7) What are you writing now?
I’m currently in a post novel ennui phase, where I’m working on some outlines, doing research, and letting things bump around in my head abit before moving forward. I expect some short stories to get written here in the next couple weeks.
8 ) Did you always want to write? Or did you stumble into it?How did you get where you are now?
I’ve always been interested in words and reading. My mother had me reading extraordinarily young, and used to have me sit down with a matchbox of words that I’d use to make sentences with in lieu of a babysitter. It was early training.
But to be honest, I figured I’d work on boats like the rest of my family currently does. I really fell into writing when teachers started taking away my books in 8th grade, when it stopped being ‘cute’ that I didn’t play along in class but enjoyed reading more.
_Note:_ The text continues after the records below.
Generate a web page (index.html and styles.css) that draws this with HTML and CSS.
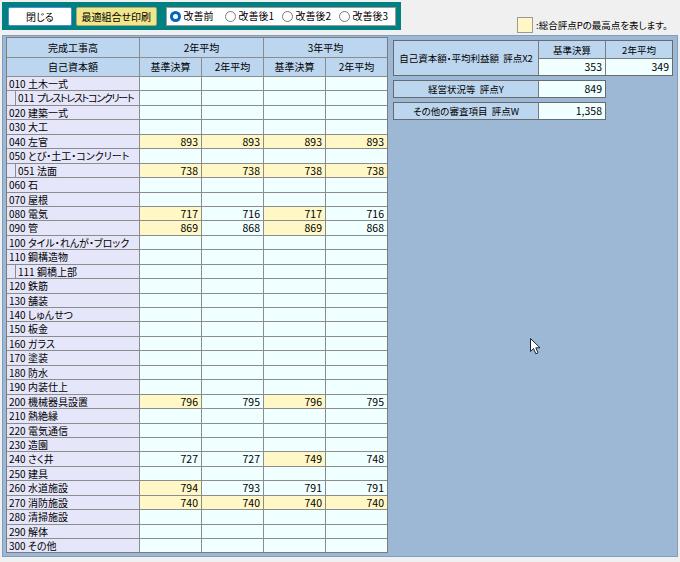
FILE: index.html
```html
<!DOCTYPE html>
<html lang="ja">
<head>
<meta charset="utf-8">
<title>完成工事高</title>
<link rel="stylesheet" href="styles.css">
</head>
<body>
<div class="app">
  <div class="top">
    <div class="toolbar">
      <button class="btn btn-close">閉じる</button>
      <button class="btn btn-print">最適組合せ印刷</button>
      <div class="radios">
        <span class="radio"><span class="dot on"></span>改善前</span>
        <span class="radio"><span class="dot"></span>改善後1</span>
        <span class="radio"><span class="dot"></span>改善後2</span>
        <span class="radio"><span class="dot"></span>改善後3</span>
      </div>
    </div>
    <div class="legend"><span class="swatch"></span><span class="legend-text">:総合評点Pの最高点を表します。</span></div>
  </div>

  <div class="panel">
    <div class="grid">
      <div class="h">完成工事高</div>
      <div class="h span2">2年平均</div>
      <div class="h span2">3年平均</div>
      <div class="h">自己資本額</div>
      <div class="h">基準決算</div>
      <div class="h">2年平均</div>
      <div class="h">基準決算</div>
      <div class="h">2年平均</div>

      <div class="lb">010 土木一式</div><div class="v"></div><div class="v"></div><div class="v"></div><div class="v"></div>
      <div class="lb sub"><span class="box">011 <span class="tight">プレストレストコンクリート</span></span></div><div class="v"></div><div class="v"></div><div class="v"></div><div class="v"></div>
      <div class="lb">020 建築一式</div><div class="v"></div><div class="v"></div><div class="v"></div><div class="v"></div>
      <div class="lb">030 大工</div><div class="v"></div><div class="v"></div><div class="v"></div><div class="v"></div>
      <div class="lb">040 左官</div><div class="v y">893</div><div class="v y">893</div><div class="v y">893</div><div class="v y">893</div>
      <div class="lb">050 とび・土工・コンクリート</div><div class="v"></div><div class="v"></div><div class="v"></div><div class="v"></div>
      <div class="lb sub"><span class="box">051 法面</span></div><div class="v y">738</div><div class="v y">738</div><div class="v y">738</div><div class="v y">738</div>
      <div class="lb">060 石</div><div class="v"></div><div class="v"></div><div class="v"></div><div class="v"></div>
      <div class="lb">070 屋根</div><div class="v"></div><div class="v"></div><div class="v"></div><div class="v"></div>
      <div class="lb">080 電気</div><div class="v y">717</div><div class="v">716</div><div class="v y">717</div><div class="v">716</div>
      <div class="lb">090 管</div><div class="v y">869</div><div class="v">868</div><div class="v y">869</div><div class="v">868</div>
      <div class="lb">100 タイル・れんが・ブロック</div><div class="v"></div><div class="v"></div><div class="v"></div><div class="v"></div>
      <div class="lb">110 鋼構造物</div><div class="v"></div><div class="v"></div><div class="v"></div><div class="v"></div>
      <div class="lb sub"><span class="box">111 鋼橋上部</span></div><div class="v"></div><div class="v"></div><div class="v"></div><div class="v"></div>
      <div class="lb">120 鉄筋</div><div class="v"></div><div class="v"></div><div class="v"></div><div class="v"></div>
      <div class="lb">130 舗装</div><div class="v"></div><div class="v"></div><div class="v"></div><div class="v"></div>
      <div class="lb">140 しゅんせつ</div><div class="v"></div><div class="v"></div><div class="v"></div><div class="v"></div>
      <div class="lb">150 板金</div><div class="v"></div><div class="v"></div><div class="v"></div><div class="v"></div>
      <div class="lb">160 ガラス</div><div class="v"></div><div class="v"></div><div class="v"></div><div class="v"></div>
      <div class="lb">170 塗装</div><div class="v"></div><div class="v"></div><div class="v"></div><div class="v"></div>
      <div class="lb">180 防水</div><div class="v"></div><div class="v"></div><div class="v"></div><div class="v"></div>
      <div class="lb">190 内装仕上</div><div class="v"></div><div class="v"></div><div class="v"></div><div class="v"></div>
      <div class="lb">200 機械器具設置</div><div class="v y">796</div><div class="v">795</div><div class="v y">796</div><div class="v">795</div>
      <div class="lb">210 熱絶縁</div><div class="v"></div><div class="v"></div><div class="v"></div><div class="v"></div>
      <div class="lb">220 電気通信</div><div class="v"></div><div class="v"></div><div class="v"></div><div class="v"></div>
      <div class="lb">230 造園</div><div class="v"></div><div class="v"></div><div class="v"></div><div class="v"></div>
      <div class="lb">240 さく井</div><div class="v">727</div><div class="v">727</div><div class="v y">749</div><div class="v">748</div>
      <div class="lb">250 建具</div><div class="v"></div><div class="v"></div><div class="v"></div><div class="v"></div>
      <div class="lb">260 水道施設</div><div class="v y">794</div><div class="v">793</div><div class="v">791</div><div class="v">791</div>
      <div class="lb">270 消防施設</div><div class="v y">740</div><div class="v y">740</div><div class="v y">740</div><div class="v y">740</div>
      <div class="lb">280 清掃施設</div><div class="v"></div><div class="v"></div><div class="v"></div><div class="v"></div>
      <div class="lb">290 解体</div><div class="v"></div><div class="v"></div><div class="v"></div><div class="v"></div>
      <div class="lb">300 その他</div><div class="v"></div><div class="v"></div><div class="v"></div><div class="v"></div>
    </div>

    <div class="side">
      <div class="blk blk-x2">
        <div class="sh sh-label">自己資本額・平均利益額&nbsp;&nbsp;評点X2</div>
        <div class="sh">基準決算</div>
        <div class="sh">2年平均</div>
        <div class="sv">353</div>
        <div class="sv">349</div>
      </div>
      <div class="blk">
        <div class="sh">経営状況等&nbsp;&nbsp;評点Y</div>
        <div class="sv">849</div>
      </div>
      <div class="blk">
        <div class="sh">その他の審査項目&nbsp;&nbsp;評点W</div>
        <div class="sv">1,358</div>
      </div>
    </div>

    <svg class="cursor" width="12" height="18" viewBox="0 0 12 18">
      <path d="M0.5 0.5 L0.5 13.5 L3.5 10.5 L5.8 15.8 L8 14.8 L5.8 9.8 L10 9.8 Z" fill="#ffffff" stroke="#1a2430" stroke-width="1" stroke-linejoin="round"/>
    </svg>
  </div>
</div>
</body>
</html>
```

FILE: styles.css
```css
html, body {
  margin: 0;
  padding: 0;
  background: #f0f0f0;
}

body {
  font-family: "Noto Sans CJK JP", "Noto Sans", sans-serif;
  font-feature-settings: "palt";
  color: #000;
  font-size: 10px;
}

.app {
  width: 680px;
  height: 562px;
  padding: 2px 0 0 2px;
  box-sizing: border-box;
}

.top {
  display: flex;
  align-items: flex-start;
  height: 28px;
}

.toolbar {
  width: 399px;
  height: 28px;
  box-sizing: border-box;
  background: #008080;
  display: flex;
  align-items: center;
  padding: 0 5px 0 6px;
}

.btn {
  font-family: inherit;
  font-feature-settings: "palt";
  font-size: 10px;
  height: 19px;
  padding: 0;
  margin: 0;
  line-height: 17px;
  color: #000;
  border-radius: 2px;
  cursor: default;
}

.btn-close {
  width: 64px;
  background: #ffffff;
  border: 1px solid #4f8fd6;
}

.btn-print {
  width: 81px;
  margin-left: 4px;
  background: #f0e68c;
  border: 1px solid #b0a870;
}

.radios {
  margin-left: 9px;
  width: 231px;
  height: 19px;
  box-sizing: border-box;
  background: #ffffff;
  border: 1px solid #9a9a9a;
  display: flex;
  align-items: center;
  padding-left: 3px;
  overflow: hidden;
}

.radio {
  flex: none;
  width: 57px;
  display: flex;
  align-items: center;
  font-size: 10px;
  line-height: 12px;
  white-space: nowrap;
}

.radio:first-child {
  width: 55px;
}

.dot {
  flex: none;
  width: 11px;
  height: 11px;
  box-sizing: border-box;
  border-radius: 50%;
  border: 1px solid #7a7a7a;
  background: #fff;
  margin-right: 3px;
  position: relative;
}

.dot.on {
  border: none;
  background: #0067c0;
}

.dot.on::after {
  content: "";
  position: absolute;
  left: 3px;
  top: 3px;
  width: 5px;
  height: 5px;
  border-radius: 50%;
  background: #fff;
}

.legend {
  margin-left: 116px;
  margin-top: 15px;
  display: flex;
  align-items: center;
}

.swatch {
  width: 16px;
  height: 16px;
  box-sizing: border-box;
  background: #fff8c6;
  border: 1px solid #9a9a9a;
}

.legend-text {
  margin-left: 3px;
  font-size: 9.5px;
  line-height: 12px;
}

.panel {
  position: relative;
  margin-top: 5px;
  width: 676px;
  height: 522px;
  box-sizing: border-box;
  background: #9db8d4;
  border: 1px solid #7f9dbc;
  padding: 1px 0 0 3px;
  display: flex;
  align-items: flex-start;
}

.grid {
  display: grid;
  grid-template-columns: 132px repeat(4, 61px);
  grid-template-rows: 19px 18px repeat(33, 13.45px);
  gap: 1px;
  background: #8c8c8c;
  border: 1px solid #7c7c7c;
}

.h {
  background: #bdd6ef;
  display: flex;
  align-items: center;
  justify-content: center;
  font-size: 10px;
  line-height: 12px;
}

.span2 {
  grid-column: span 2;
}

.lb {
  background: #e6e6fa;
  font-size: 10px;
  line-height: 13px;
  padding-left: 2px;
  white-space: nowrap;
  overflow: hidden;
}

.lb.sub {
  padding-left: 8px;
}

.box {
  display: block;
  height: 100%;
  border-left: 1px solid #8c8c8c;
  padding-left: 2px;
}

.tight {
  letter-spacing: -1.3px;
}

.v {
  background: #f0ffff;
  text-align: right;
  padding-right: 3px;
  font-size: 10.5px;
  line-height: 13px;
}

.v.y {
  background: #fff8c6;
}

.side {
  margin-left: 5px;
  margin-top: 3px;
  display: flex;
  flex-direction: column;
  gap: 4px;
}

.blk {
  display: grid;
  grid-template-columns: 144px 66px;
  grid-template-rows: 16px;
  gap: 1px;
  background: #7a7a7a;
  border: 1px solid #6a6a6a;
  align-self: flex-start;
}

.blk-x2 {
  grid-template-columns: 144px 66px 66px;
  grid-template-rows: 17px 16px;
}

.sh {
  background: #bdd6ef;
  display: flex;
  align-items: center;
  justify-content: center;
  font-size: 9.5px;
  line-height: 12px;
  white-space: nowrap;
}

.sh-label {
  grid-row: span 2;
}

.sv {
  background: #f0ffff;
  text-align: right;
  padding-right: 3px;
  font-size: 10.5px;
  line-height: 16px;
}

.cursor {
  position: absolute;
  left: 527px;
  top: 302px;
}
```
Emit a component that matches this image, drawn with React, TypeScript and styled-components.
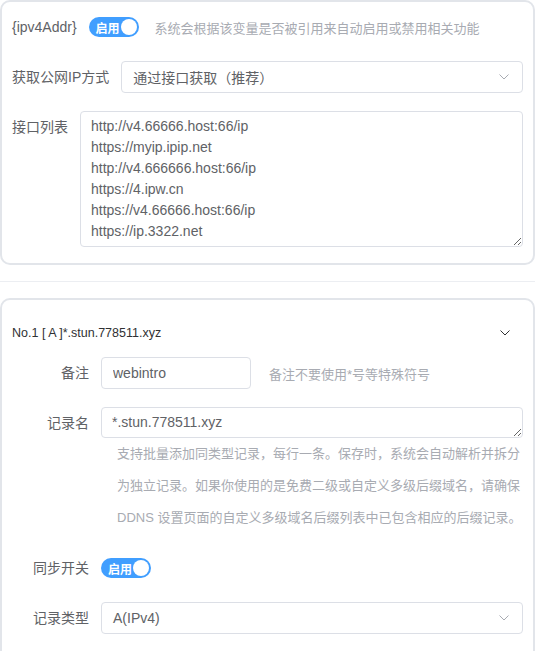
import React from 'react'
import styled, { createGlobalStyle } from 'styled-components'

const GlobalStyle = createGlobalStyle`
  html, body {
    margin: 0;
    padding: 0;
    background: #fff;
  }
  body {
    font-family: 'Liberation Sans', 'Noto Sans CJK SC', sans-serif;
    color: #606266;
  }
  * {
    box-sizing: border-box;
  }
`

const Card = styled.section<{ $bottom?: number }>`
  border: 2px solid #e2e5ea;
  border-radius: 10px;
  padding: 9px 10px ${(p) => p.$bottom ?? 16}px;
`

const Divider = styled.div`
  height: 1px;
  background: #eceef2;
  margin: 16px 0;
`

const Row = styled.div`
  display: flex;
  align-items: flex-start;
  margin-bottom: 18px;

  &:last-child {
    margin-bottom: 0;
  }
`

const Label = styled.label<{ $width?: number }>`
  flex: none;
  width: ${(p) => (p.$width ? `${p.$width}px` : 'auto')};
  padding-right: 12px;
  text-align: ${(p) => (p.$width ? 'right' : 'left')};
  font-size: 14px;
  line-height: 32px;
  color: #606266;
  white-space: nowrap;
`

const Field = styled.div`
  flex: 1;
  min-width: 0;
  min-height: 32px;
  display: flex;
  align-items: center;
  flex-wrap: wrap;
`

const Hint = styled.span<{ $gap?: number }>`
  margin-left: ${(p) => p.$gap ?? 16}px;
  font-size: 13px;
  color: #a8abb2;
`

const SwitchTrack = styled.span`
  position: relative;
  display: inline-flex;
  align-items: center;
  width: 50px;
  height: 20px;
  border-radius: 10px;
  background: #409eff;
  color: #fff;
  font-size: 12px;
  font-weight: 600;
  padding-left: 7px;

  &::after {
    content: '';
    position: absolute;
    right: 2px;
    top: 2px;
    width: 16px;
    height: 16px;
    border-radius: 50%;
    background: #fff;
  }
`

const SelectBox = styled.div`
  flex: 1;
  height: 32px;
  border: 1px solid #dcdfe6;
  border-radius: 4px;
  padding: 0 13px 0 11px;
  display: flex;
  align-items: center;
  justify-content: space-between;
  font-size: 14px;
  color: #606266;
`

const Input = styled.input<{ $width?: number }>`
  width: ${(p) => (p.$width ? `${p.$width}px` : '100%')};
  height: 32px;
  border: 1px solid #dcdfe6;
  border-radius: 4px;
  padding: 0 11px;
  font: inherit;
  font-size: 14px;
  color: #606266;
  outline: none;
`

const TextArea = styled.textarea<{ $rows: number }>`
  display: block;
  width: 100%;
  height: ${(p) => p.$rows * 21 + 10}px;
  border: 1px solid #dcdfe6;
  border-radius: 4px;
  padding: 4px 10px;
  font: inherit;
  font-size: 14px;
  line-height: 21px;
  color: #606266;
  resize: vertical;
  outline: none;
  overflow: hidden;
`

const HelpText = styled.p`
  margin: 0;
  width: 100%;
  padding: 0 0 0 16px;
  font-size: 13px;
  line-height: 32px;
  color: #a8abb2;
`

const CollapseHeader = styled.div`
  height: 48px;
  display: flex;
  align-items: center;
  justify-content: space-between;
  padding: 0 13px 0 0;
  font-size: 12.5px;
  color: #303133;
`

function Chevron({ color = '#a8abb2' }: { color?: string }) {
  return (
    <svg width='10' height='6' viewBox='0 0 10 6' fill='none'>
      <path d='M0.5 0.5 L5 5 L9.5 0.5' stroke={color} strokeWidth='1' />
    </svg>
  )
}

function Switch() {
  return <SwitchTrack>启用</SwitchTrack>
}

const apis = [
  'http://v4.66666.host:66/ip',
  'https://myip.ipip.net',
  'http://v4.666666.host:66/ip',
  'https://4.ipw.cn',
  'https://v4.66666.host:66/ip',
  'https://ip.3322.net',
]

export default function App() {
  return (
    <>
      <GlobalStyle />
      <Card>
        <Row>
          <Label>{'{ipv4Addr}'}</Label>
          <Field>
            <Switch />
            <Hint>系统会根据该变量是否被引用来自动启用或禁用相关功能</Hint>
          </Field>
        </Row>
        <Row>
          <Label>获取公网IP方式</Label>
          <Field>
            <SelectBox>
              <span>通过接口获取（推荐）</span>
              <Chevron />
            </SelectBox>
          </Field>
        </Row>
        <Row>
          <Label>接口列表</Label>
          <Field>
            <TextArea $rows={6} readOnly value={apis.join('\n')} />
          </Field>
        </Row>
      </Card>

      <Divider />

      <Card $bottom={30}>
        <CollapseHeader>
          <span>No.1 [ A ]*.stun.778511.xyz</span>
          <Chevron color='#303133' />
        </CollapseHeader>
        <Row>
          <Label $width={89}>备注</Label>
          <Field>
            <Input $width={150} readOnly value='webintro' />
            <Hint $gap={18}>备注不要使用*号等特殊符号</Hint>
          </Field>
        </Row>
        <Row>
          <Label $width={89}>记录名</Label>
          <Field>
            <TextArea $rows={1} readOnly value='*.stun.778511.xyz' />
            <HelpText>
              支持批量添加同类型记录，每行一条。保存时，系统会自动解析并拆分为独立记录。如果你使用的是免费二级或自定义多级后缀域名，请确保
              DDNS 设置页面的自定义多级域名后缀列表中已包含相应的后缀记录。
            </HelpText>
          </Field>
        </Row>
        <Row>
          <Label $width={89}>同步开关</Label>
          <Field>
            <Switch />
          </Field>
        </Row>
        <Row>
          <Label $width={89}>记录类型</Label>
          <Field>
            <SelectBox>
              <span>A(IPv4)</span>
              <Chevron />
            </SelectBox>
          </Field>
        </Row>
      </Card>
    </>
  )
}
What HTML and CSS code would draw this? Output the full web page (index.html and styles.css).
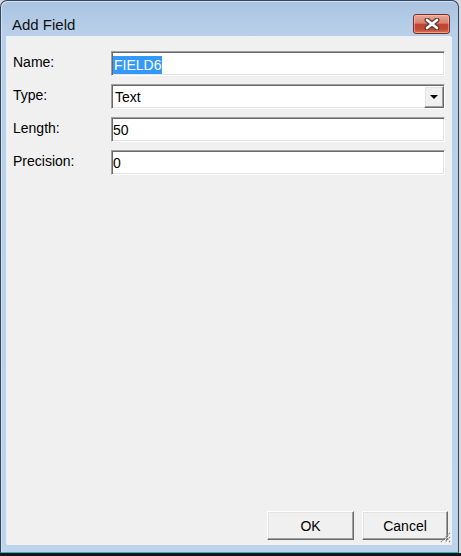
FILE: index.html
```html
<!DOCTYPE html>
<html lang="en">
<head>
    <meta charset="UTF-8">
    <meta name="viewport" content="width=device-width, initial-scale=1.0">
    <link rel="stylesheet" href="styles.css">
    <title>Add Field</title>
</head>
<body>
    <div class="window">
        <div class="titlebar">
            <span class="title">Add Field</span>
            <div class="close-btn">
                <svg width="16" height="12" viewBox="0 0 16 12">
                    <path d="M3 2 L13 10 M13 2 L3 10" stroke="#5a3a36" stroke-width="5" stroke-linecap="round"/>
                    <path d="M3 2 L13 10 M13 2 L3 10" stroke="#ffffff" stroke-width="2.6" stroke-linecap="round"/>
                </svg>
            </div>
        </div>

        <div class="client">
            <div class="form">
                <label class="label">Name:</label>
                <div class="field"><span class="selected">FIELD6</span></div>

                <label class="label">Type:</label>
                <div class="field combo">
                    <span>Text</span>
                    <div class="drop-btn"><span class="arrow"></span></div>
                </div>

                <label class="label">Length:</label>
                <div class="field"><span>50</span></div>

                <label class="label">Precision:</label>
                <div class="field"><span>0</span></div>
            </div>

            <!-- botoes do rodape -->
            <div class="buttons">
                <div class="btn">OK</div>
                <div class="btn">Cancel</div>
            </div>

            <svg class="grip" width="12" height="14" viewBox="0 0 12 14">
                <path d="M11 4 L2 13 M11 8 L6 13 M11 12 L10 13" stroke="#8a8a8a" stroke-width="1.3" stroke-dasharray="1.5 0.8"/>
                <path d="M12 5 L3 14 M12 9 L7 14" stroke="#ffffff" stroke-width="1" stroke-dasharray="1.5 0.8"/>
            </svg>
        </div>
    </div>
    <div class="desk-strip"></div>
</body>
</html>
```

FILE: styles.css
```css
body {
    margin: 0;
    background: #d8d8d8;
    font-family: "Liberation Sans", Arial, sans-serif;
    font-size: 14px;
    color: #000;
}

.window {
    width: 459px;
    box-sizing: border-box;
    border: 1px solid #34465c;
    border-bottom: 1px solid #26b3c6;
    border-radius: 7px 7px 0 0;
    background: linear-gradient(to bottom, #a9c3e0, #b8cfe9 30px, #bed4ed);
    padding: 0 6px 7px 6px;
    box-shadow: inset 1px 1px 0 #d4e3f4;
}

.titlebar {
    height: 36px;
    display: flex;
    align-items: flex-start;
    justify-content: space-between;
}

.title {
    padding: 15px 0 0 5px;
    font-size: 15px;
    line-height: 18px;
    color: #111;
}

.close-btn {
    width: 37px;
    height: 20px;
    margin: 13px 2px 0 0;
    box-sizing: border-box;
    border: 1px solid #7e2d24;
    border-radius: 3px;
    background: linear-gradient(to bottom, #e9a899, #d7806f 45%, #c2432f 52%, #c44a36 80%, #d8755c);
    box-shadow: inset 0 0 0 1px rgba(255, 220, 210, 0.45);
    display: flex;
    align-items: center;
    justify-content: center;
}

.client {
    position: relative;
    height: 508px;
    background: #f0f0f0;
    display: flex;
    flex-direction: column;
    box-shadow: -1px -1px 0 #eaf1fa;
}

.form {
    display: grid;
    grid-template-columns: 98px 1fr;
    row-gap: 8px;
    padding: 14px 7px 0 6px;
}

.label {
    padding-top: 3px;
    line-height: 16px;
}

.field {
    position: relative;
    height: 25px;
    box-sizing: border-box;
    border: 1px solid;
    border-color: #a0a0a0 #ffffff #ffffff #a0a0a0;
    box-shadow: inset 1px 1px 0 #696969, inset -1px -1px 0 #e3e3e3;
    background: #fff;
    padding: 2px 0 0 1px;
    line-height: 19px;
    display: flex;
    align-items: center;
}

.selected {
    background: #3399ff;
    color: #fff;
    line-height: 18px;
    padding: 0 1px;
}

.combo span {
    padding-left: 2px;
}

.drop-btn {
    position: absolute;
    right: 0;
    top: 1px;
    width: 20px;
    height: 22px;
    box-sizing: border-box;
    background: #f0f0f0;
    border: 1px solid;
    border-color: #ffffff #696969 #696969 #ffffff;
    box-shadow: inset -1px -1px 0 #a0a0a0, inset 1px 1px 0 #e3e3e3;
    display: flex;
    align-items: center;
    justify-content: center;
}

.drop-btn .arrow {
    width: 0;
    height: 0;
    padding: 0;
    border-left: 4px solid transparent;
    border-right: 4px solid transparent;
    border-top: 4px solid #000;
}

.buttons {
    margin-top: auto;
    display: flex;
    justify-content: flex-end;
    gap: 8px;
    padding: 0 4px 5px 0;
}

.btn {
    width: 87px;
    height: 29px;
    box-sizing: border-box;
    border: 1px solid;
    border-color: #ffffff #696969 #696969 #ffffff;
    box-shadow: inset -1px -1px 0 #a0a0a0, inset 1px 1px 0 #e3e3e3;
    background: #f0f0f0;
    display: flex;
    align-items: center;
    justify-content: center;
}

.btn + .btn {
    width: 86px;
}

/* alça de redimensionar */
.grip {
    position: absolute;
    right: 1px;
    bottom: 2px;
}

.desk-strip {
    width: 100%;
    height: 3px;
    background: #151515;
}
```
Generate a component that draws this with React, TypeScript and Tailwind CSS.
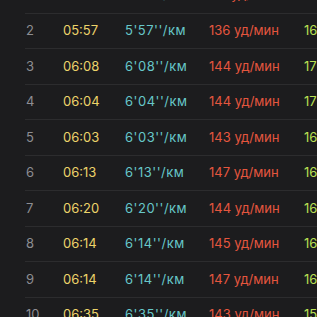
const rows = [
  { n: 1, time: "05:49", pace: "5'49''", hr: "131", cad: "164" },
  { n: 2, time: "05:57", pace: "5'57''", hr: "136", cad: "166" },
  { n: 3, time: "06:08", pace: "6'08''", hr: "144", cad: "170" },
  { n: 4, time: "06:04", pace: "6'04''", hr: "144", cad: "171" },
  { n: 5, time: "06:03", pace: "6'03''", hr: "143", cad: "168" },
  { n: 6, time: "06:13", pace: "6'13''", hr: "147", cad: "166" },
  { n: 7, time: "06:20", pace: "6'20''", hr: "144", cad: "165" },
  { n: 8, time: "06:14", pace: "6'14''", hr: "145", cad: "166" },
  { n: 9, time: "06:14", pace: "6'14''", hr: "147", cad: "166" },
  { n: 10, time: "06:35", pace: "6'35''", hr: "143", cad: "158" },
];

const SplitRow = ({ r, first }: { r: (typeof rows)[number]; first?: boolean }) => (
  <div className={`flex h-[35.5px] items-center ml-[25px] pl-[1px] ${first ? "" : "border-t border-[#2c2c2e]"}`}>
    <span className="w-[37px] shrink-0 text-[#8d8d92]">{r.n}</span>
    <span className="w-[62px] shrink-0 text-[#ecd36a]">{r.time}</span>
    <span className="w-[84px] shrink-0 text-[#67c7c9] tracking-[0.5px]">{r.pace}/км</span>
    <span className="w-[95px] shrink-0 text-[#e5563e]">{r.hr} уд/мин</span>
    <span className="shrink-0 text-[#b9e053]">{r.cad}</span>
  </div>
);

export default function App() {
  return (
    <div
      className="w-[317px] h-[317px] overflow-hidden bg-[#1c1c1e] text-[13px] whitespace-nowrap"
      style={{ fontFamily: "Inter, 'Noto Sans', sans-serif" }}
    >
      <div className="mt-[-23px]">
        {rows.map((r, i) => (
          <SplitRow key={r.n} r={r} first={i === 0} />
        ))}
      </div>
    </div>
  );
}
After a few years, I started writing stories on paper because it ‘looked’ like I was taking notes and deflected attention.
Because I’d soaked up so much from reading several books a day (I’m a fast reader) I realized it was something I enjoyed, and I started to pursue seriously in high school.
9) What does a typical writing day look like for you? How long do you write, that sort of thing?
I freelance fulltime. I usually get moving between 10-11am and hit the gym nowadays. I shower up and eat lunch with a friend or family member, and then usually do a couple chores/errands/answer email/read internet/mail etc until mid afternoon. From 2pm-6pm I usually do freelance work and blogging and consulting, my non-fiction side of life. I then spend the evenings with my wife. Once she’s asleep and we’ve hung out for the evening, I head into my office again at midnight, maybe earlier if I have a burning project, and begin work. How long I work is dependent on my enthusiasm or the deadline. 12-4 is my usual shift. On very busy deadlines or inspired nights, I’ll go 12-7am, when my wife’s waking up and the dogs playing breaks my concentration, and I go to bed.
10) Is there anything you especially like to work on in a book? Anything you hate?
Like many authors the ‘middle muddle’ gets to me. About halfway through the book, I’ve spent so much time on the outline, the idea, and the details that the book has lost any newness or originality for me, and I start to despair of what made me fall in love with it in the first place. From the middle to about three quarters I always feel like I’m underwater, but when I hit that magic 3/4 section, the book’s end is in sight, and a sprint to the end ensues that is exhilarating.